In the development arena the dialogue at Tactics That Tickle: Laughing All the Way to the Win on the New Tactics in Human Rights website provides some great examples of the use of humour as well as exploring its power for non-violent resistance. As the authors of the blog note:
“Humor is a powerful nonviolent tactic that has the ability to prevent and counter activist burnout, engage more supporters, and increase the chance of getting media attention, It can give you an opportunity to put your opponent in a dilemma – no matter what he does, he has lost”
‘Rude’ accountability has also been noted as an important means of how people in poverty can negotiate their entitlements and put informal pressures on service providers in contexts where effective formal systems for accountability are absent.

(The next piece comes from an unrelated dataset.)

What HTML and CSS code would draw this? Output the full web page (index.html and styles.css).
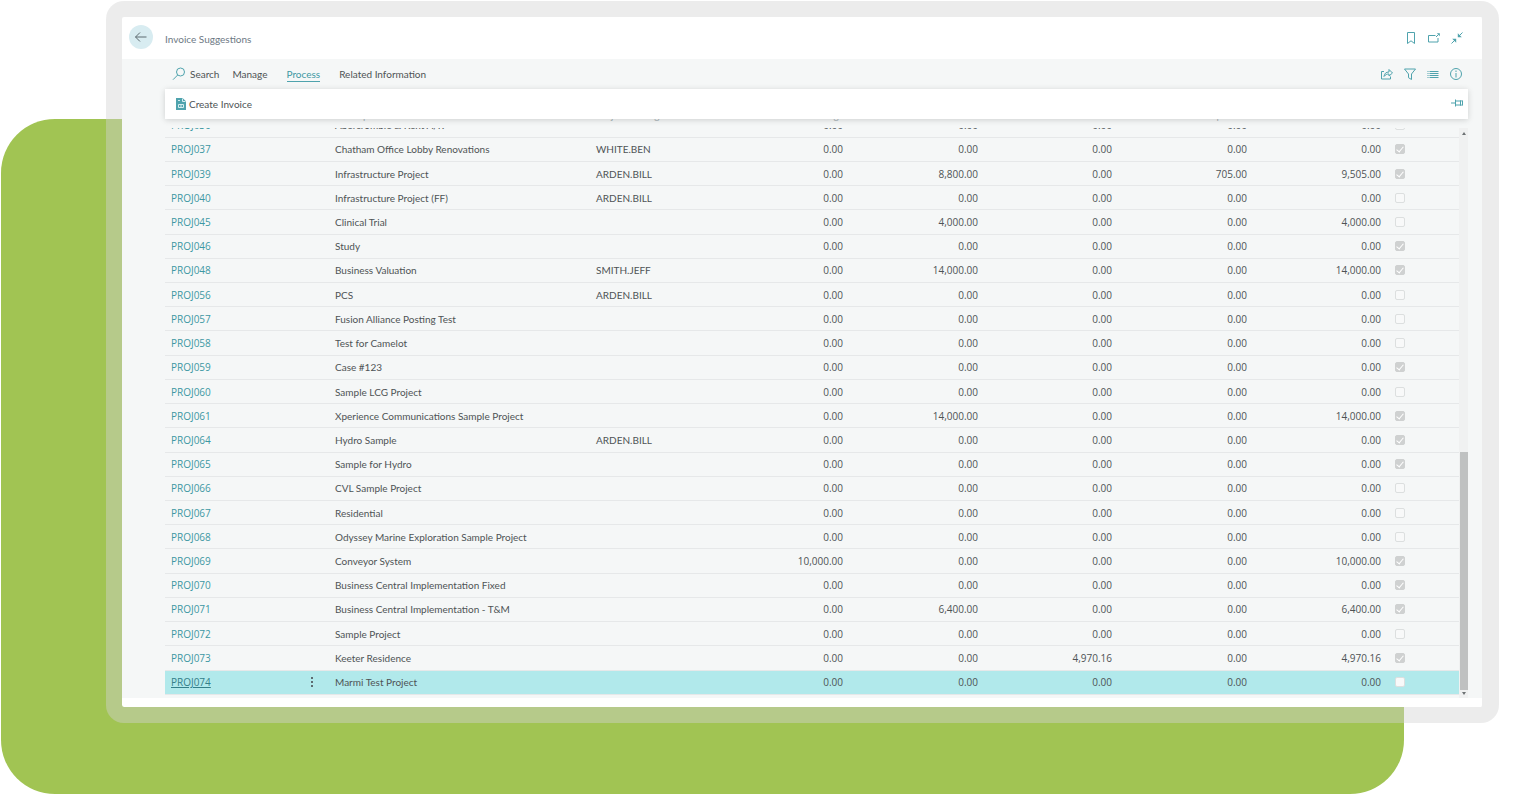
FILE: index.html
```html
<!DOCTYPE html>
<html lang="en">
<head>
<meta charset="utf-8">
<title>Invoice Suggestions</title>
<link rel="stylesheet" href="styles.css">
</head>
<body>
<div class="stage">
<div class="backdrop"></div>
<main class="frame">
<header class="titlebar">
<button class="back" aria-label="Back"><svg width="14" height="12" viewBox="0 0 14 12"><path d="M12.500 6H1.500M6 1.500L1.500 6 6 10.500"/></svg></button>
<h1>Invoice Suggestions</h1>
<div class="tools">
<button aria-label="Bookmark"><svg viewBox="0 0 14 14"><path d="M3.500 1.500h7v11L7 9.800l-3.500 2.700z"/></svg></button>
<button aria-label="Open in new window"><svg viewBox="0 0 14 14"><path d="M8.500 4.500h-7v6.500h9.500V7M9 6l2.500-2.500"/><path class="solid" d="M9.800 2.200h3v3z"/></svg></button>
<button aria-label="Collapse"><svg viewBox="0 0 14 14"><path d="M12.500 1.500L9 5M1.500 12.500L5 9"/><path class="solid" d="M7.800 2.200v4h4zM2.200 7.800h4v4z"/></svg></button>
</div>
</header>
<section class="content">
<nav class="tabs">
<button class="search"><svg viewBox="0 0 14 14"><circle cx="8.500" cy="5" r="4"/><path d="M5.700 8L1 12.700"/></svg>Search</button>
<button>Manage</button>
<button class="active">Process</button>
<button>Related Information</button>
<div class="tools">
<button aria-label="Share"><svg viewBox="0 0 14 14"><path d="M4 4.500H1.500v7.500h9V9.500M4 9.500c.4-3 2-4.500 5-4.500V2.500L12.500 6 9 9V7C7 7 5.300 7.700 4 9.500z"/></svg></button>
<button aria-label="Filter"><svg viewBox="0 0 14 14"><path d="M1.500 2h11L8.500 7v5.500l-3-1.800V7z"/></svg></button>
<button aria-label="List view"><svg viewBox="0 0 14 14"><path d="M1.500 4.500h1M3.500 4.500h9M1.500 6.500h1M3.500 6.500h9M1.500 8.500h1M3.500 8.500h9M1.500 10.500h1M3.500 10.500h9"/></svg></button>
<button aria-label="Details"><svg viewBox="0 0 14 14"><circle cx="7" cy="7" r="5.500"/><path d="M7 6v4.500M7 3.500V5"/></svg></button>
</div>
</nav>
<div class="actionbar">
<button class="create"><svg width="10" height="13" viewBox="0 0 10 13"><path class="solid" d="M0 0h6.500L10 3.200V12H0z"/><path class="detail" d="M6.500.5v3h3M2.500 6.500h5v3h-5zM5 6.500v3M2 2.500h2"/></svg>Create Invoice</button>
<button class="pin" aria-label="Pin"><svg width="14" height="12" viewBox="0 0 14 12"><path d="M1 5h4M5.500 1.500v7M5.500 3h5M5.500 7h5M10.500 2.500c.7.500 1.200.500 2 .2v4.600c-.8-.3-1.300-.3-2 .2z"/></svg></button>
</div>
<table class="grid head">
<colgroup><col class="c-no"><col class="c-desc"><col class="c-mgr"><col class="c-amt"><col class="c-amt"><col class="c-sum"><col class="c-amt"><col class="c-sum"><col class="c-sel"></colgroup>
<tr><th>No.</th><th>Description</th><th>Project Manager</th><th class="n">Scheduled Billings</th><th class="n">Resource</th><th class="n">Items</th><th class="n">Expenses</th><th class="n">Total</th><th>Selected</th></tr>
</table>
<div class="listarea">
<div class="rows">
<table class="grid body">
<colgroup><col class="c-no"><col class="c-desc"><col class="c-mgr"><col class="c-amt"><col class="c-amt"><col class="c-sum"><col class="c-amt"><col class="c-sum"><col class="c-sel"></colgroup>
<tr><td><a href="#">PROJ036</a></td><td>Abercrombie &amp; Kent A/R</td><td></td><td>0.00</td><td>0.00</td><td>0.00</td><td>0.00</td><td>0.00</td><td><input type="checkbox" aria-label="PROJ036" disabled></td></tr>
<tr><td><a href="#">PROJ037</a></td><td>Chatham Office Lobby Renovations</td><td>WHITE.BEN</td><td>0.00</td><td>0.00</td><td>0.00</td><td>0.00</td><td>0.00</td><td><input type="checkbox" aria-label="PROJ037" disabled checked></td></tr>
<tr><td><a href="#">PROJ039</a></td><td>Infrastructure Project</td><td>ARDEN.BILL</td><td>0.00</td><td>8,800.00</td><td>0.00</td><td>705.00</td><td>9,505.00</td><td><input type="checkbox" aria-label="PROJ039" disabled checked></td></tr>
<tr><td><a href="#">PROJ040</a></td><td>Infrastructure Project (FF)</td><td>ARDEN.BILL</td><td>0.00</td><td>0.00</td><td>0.00</td><td>0.00</td><td>0.00</td><td><input type="checkbox" aria-label="PROJ040" disabled></td></tr>
<tr><td><a href="#">PROJ045</a></td><td>Clinical Trial</td><td></td><td>0.00</td><td>4,000.00</td><td>0.00</td><td>0.00</td><td>4,000.00</td><td><input type="checkbox" aria-label="PROJ045" disabled></td></tr>
<tr><td><a href="#">PROJ046</a></td><td>Study</td><td></td><td>0.00</td><td>0.00</td><td>0.00</td><td>0.00</td><td>0.00</td><td><input type="checkbox" aria-label="PROJ046" disabled checked></td></tr>
<tr><td><a href="#">PROJ048</a></td><td>Business Valuation</td><td>SMITH.JEFF</td><td>0.00</td><td>14,000.00</td><td>0.00</td><td>0.00</td><td>14,000.00</td><td><input type="checkbox" aria-label="PROJ048" disabled checked></td></tr>
<tr><td><a href="#">PROJ056</a></td><td>PCS</td><td>ARDEN.BILL</td><td>0.00</td><td>0.00</td><td>0.00</td><td>0.00</td><td>0.00</td><td><input type="checkbox" aria-label="PROJ056" disabled></td></tr>
<tr><td><a href="#">PROJ057</a></td><td>Fusion Alliance Posting Test</td><td></td><td>0.00</td><td>0.00</td><td>0.00</td><td>0.00</td><td>0.00</td><td><input type="checkbox" aria-label="PROJ057" disabled></td></tr>
<tr><td><a href="#">PROJ058</a></td><td>Test for Camelot</td><td></td><td>0.00</td><td>0.00</td><td>0.00</td><td>0.00</td><td>0.00</td><td><input type="checkbox" aria-label="PROJ058" disabled></td></tr>
<tr><td><a href="#">PROJ059</a></td><td>Case #123</td><td></td><td>0.00</td><td>0.00</td><td>0.00</td><td>0.00</td><td>0.00</td><td><input type="checkbox" aria-label="PROJ059" disabled checked></td></tr>
<tr><td><a href="#">PROJ060</a></td><td>Sample LCG Project</td><td></td><td>0.00</td><td>0.00</td><td>0.00</td><td>0.00</td><td>0.00</td><td><input type="checkbox" aria-label="PROJ060" disabled></td></tr>
<tr><td><a href="#">PROJ061</a></td><td>Xperience Communications Sample Project</td><td></td><td>0.00</td><td>14,000.00</td><td>0.00</td><td>0.00</td><td>14,000.00</td><td><input type="checkbox" aria-label="PROJ061" disabled checked></td></tr>
<tr><td><a href="#">PROJ064</a></td><td>Hydro Sample</td><td>ARDEN.BILL</td><td>0.00</td><td>0.00</td><td>0.00</td><td>0.00</td><td>0.00</td><td><input type="checkbox" aria-label="PROJ064" disabled checked></td></tr>
<tr><td><a href="#">PROJ065</a></td><td>Sample for Hydro</td><td></td><td>0.00</td><td>0.00</td><td>0.00</td><td>0.00</td><td>0.00</td><td><input type="checkbox" aria-label="PROJ065" disabled checked></td></tr>
<tr><td><a href="#">PROJ066</a></td><td>CVL Sample Project</td><td></td><td>0.00</td><td>0.00</td><td>0.00</td><td>0.00</td><td>0.00</td><td><input type="checkbox" aria-label="PROJ066" disabled></td></tr>
<tr><td><a href="#">PROJ067</a></td><td>Residential</td><td></td><td>0.00</td><td>0.00</td><td>0.00</td><td>0.00</td><td>0.00</td><td><input type="checkbox" aria-label="PROJ067" disabled></td></tr>
<tr><td><a href="#">PROJ068</a></td><td>Odyssey Marine Exploration Sample Project</td><td></td><td>0.00</td><td>0.00</td><td>0.00</td><td>0.00</td><td>0.00</td><td><input type="checkbox" aria-label="PROJ068" disabled></td></tr>
<tr><td><a href="#">PROJ069</a></td><td>Conveyor System</td><td></td><td>10,000.00</td><td>0.00</td><td>0.00</td><td>0.00</td><td>10,000.00</td><td><input type="checkbox" aria-label="PROJ069" disabled checked></td></tr>
<tr><td><a href="#">PROJ070</a></td><td>Business Central Implementation Fixed</td><td></td><td>0.00</td><td>0.00</td><td>0.00</td><td>0.00</td><td>0.00</td><td><input type="checkbox" aria-label="PROJ070" disabled checked></td></tr>
<tr><td><a href="#">PROJ071</a></td><td>Business Central Implementation - T&amp;M</td><td></td><td>0.00</td><td>6,400.00</td><td>0.00</td><td>0.00</td><td>6,400.00</td><td><input type="checkbox" aria-label="PROJ071" disabled checked></td></tr>
<tr><td><a href="#">PROJ072</a></td><td>Sample Project</td><td></td><td>0.00</td><td>0.00</td><td>0.00</td><td>0.00</td><td>0.00</td><td><input type="checkbox" aria-label="PROJ072" disabled></td></tr>
<tr><td><a href="#">PROJ073</a></td><td>Keeter Residence</td><td></td><td>0.00</td><td>0.00</td><td>4,970.16</td><td>0.00</td><td>4,970.16</td><td><input type="checkbox" aria-label="PROJ073" disabled checked></td></tr>
<tr class="selected"><td><div class="keycell"><a href="#">PROJ074</a><button aria-label="Show more options"><svg width="4" height="12" viewBox="0 0 4 12"><path d="M1 1h2v2H1zM1 5h2v2H1zM1 9h2v2H1z"/></svg></button></div></td><td>Marmi Test Project</td><td></td><td>0.00</td><td>0.00</td><td>0.00</td><td>0.00</td><td>0.00</td><td><input type="checkbox" aria-label="PROJ074" disabled></td></tr>
</table>
</div>
<div class="scrollbar"><span class="up"></span><div class="track"><div class="thumb"></div></div><span class="down"></span></div>
</div>
</section>
</main>
</div>
</body>
</html>
```
FILE: styles.css
```css
* { box-sizing: border-box; }
body { margin: 0; background: #fff; color: #4e5355; font: 10px/14px Lato, "Open Sans", sans-serif; }
button { display: flex; align-items: center; padding: 0; border: 0; background: none; color: inherit; font: inherit; }
svg { display: block; fill: none; stroke: #4fa3ad; stroke-width: 1; }
.solid { fill: #4fa3ad; stroke: none; }

.stage { position: relative; min-height: 100vh; padding: 1px 18px 71px 106px; }
.backdrop { position: absolute; inset: 119px 113px 0 1px; border-radius: 54px; background: #a1c453; }
.frame { position: relative; border: 16px solid rgba(212, 212, 212, .43); border-right-width: 17px; border-radius: 18px; background: #fff; background-clip: padding-box; padding-bottom: 9px; }

.titlebar { display: flex; align-items: center; height: 42px; padding: 0 18px 0 7px; }
.titlebar h1 { flex: 1; margin: 2px 0 0 12px; color: #6d7984; font-size: 10px; font-weight: 400; }
.back { justify-content: center; width: 24px; height: 24px; margin-bottom: 2px; border-radius: 50%; background: #d8ecf1; }
.back svg { stroke: #5d6b70; }
.tools { display: flex; gap: 9px; }
.tools svg { width: 14px; height: 14px; }

.content { background: #f5f7f7; padding: 0 14px 0 43px; }
.tabs { display: flex; align-items: center; height: 30px; padding: 0 5px 0 7px; }
.tabs > button { margin-right: 13px; }
.tabs .search svg { width: 14px; height: 14px; margin-right: 4px; }
.tabs .active { margin: 0 19px 0 6px; color: #3d98a3; box-shadow: 0 1px #4fa3ad; }
.tabs .tools { margin-left: auto; }
.actionbar { position: relative; display: flex; align-items: center; justify-content: space-between; height: 30px; padding: 0 4px 0 11px; background: #fff; box-shadow: 0 1px 6px rgba(0, 0, 0, .16); }
.create svg { margin-right: 3px; }
.create .detail { stroke: #d5edf0; }

.grid { width: 100%; border-collapse: collapse; table-layout: fixed; }
.grid th, .grid td { height: 24px; padding: 0 6px; text-align: left; font-weight: 400; white-space: nowrap; }
.c-no { width: 164px; }
.c-desc { width: 261px; }
.c-mgr { width: 124px; }
.c-amt { width: 135px; }
.c-sum { width: 134px; }
.c-sel { width: 72px; }
.head { width: calc(100% - 9px); margin-top: -17px; color: #a9b4b8; }
.head .n { text-align: right; }
.head th { height: 26px; }

.listarea { display: flex; height: 570px; }
.rows { display: flex; flex: 1; flex-direction: column; justify-content: flex-end; overflow: hidden; padding-bottom: 3px; }
.body { flex: none; height: 582px; }
.body tr { border-bottom: 1px solid #e6e8e9; }
.body td:nth-child(n+4):nth-child(-n+8) { text-align: right; font-family: "Open Sans", sans-serif; }
.body a { color: #3d98a3; font-family: "Open Sans", sans-serif; text-decoration: none; }
.body .selected { background: #b1e9eb; }
.body .selected a { color: #347f89; text-decoration: underline; }
.keycell { display: flex; justify-content: space-between; padding-right: 9px; }
.keycell path { fill: #5d6b70; stroke: none; }
.body input { position: relative; display: block; width: 10px; height: 10px; margin: 0 0 0 2px; appearance: none; border: 1px solid #dcdfdf; border-radius: 2px; background: #f8f9f9; }
.body input:checked { background: #cfd1d1; border-color: #cfd1d1; }
.body input:checked::after { content: ""; position: absolute; left: 2px; top: 0; width: 3px; height: 6px; border: solid #fff; border-width: 0 1px 1px 0; transform: rotate(40deg); }

.scrollbar { display: flex; flex-direction: column; align-items: center; width: 9px; padding: 4px 0 3px; background: #f0f1f1; }
.track { display: flex; flex: 1; flex-direction: column; justify-content: flex-end; width: 8px; padding: 2px 0; }
.thumb { height: 43%; background: #bfc1c1; }
.up, .down { border: 2px solid transparent; }
.up { border-top: 0; border-bottom: 3px solid #6d7274; }
.down { border-bottom: 0; border-top: 3px solid #6d7274; }
```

In the world of Results and Monitoring & Evaluation some well known examples of this tendency exist. Andrew Natsios used the alleged letter from Wellington to his bosses in London, as the introduction to his essay on the counter-bureacracy. The Genuine Evaluation website reminded us of the hilarious story of what a consultant’s take on Schubert’s unfinished symphony might be. Dilbert has dissected the world of performance evaluation. For those that are really into a more technical evaluation humour there is a place for you too!
In my previous post on this site I argued that there is a subterranean struggle going in many aid agencies about the results agenda. From my observations it is often accompanied by black humour, satire and ‘rude’ accountability. I recall a few years ago being made part of a ‘select’ staff team that was asked to undertake a ‘Fundamental Review of the Strategic Intent’ of a large NGO, within a few days our important project was nicknamed by people in the agency ‘FROSI’ giving it a slightly comedy bear flavour and subtly undermining its rather pompous title and objectives.
What other examples have you come across of the use of humour and ‘rude’ accountability as a means of making a point about how parts of the results agenda need reform, or more debate?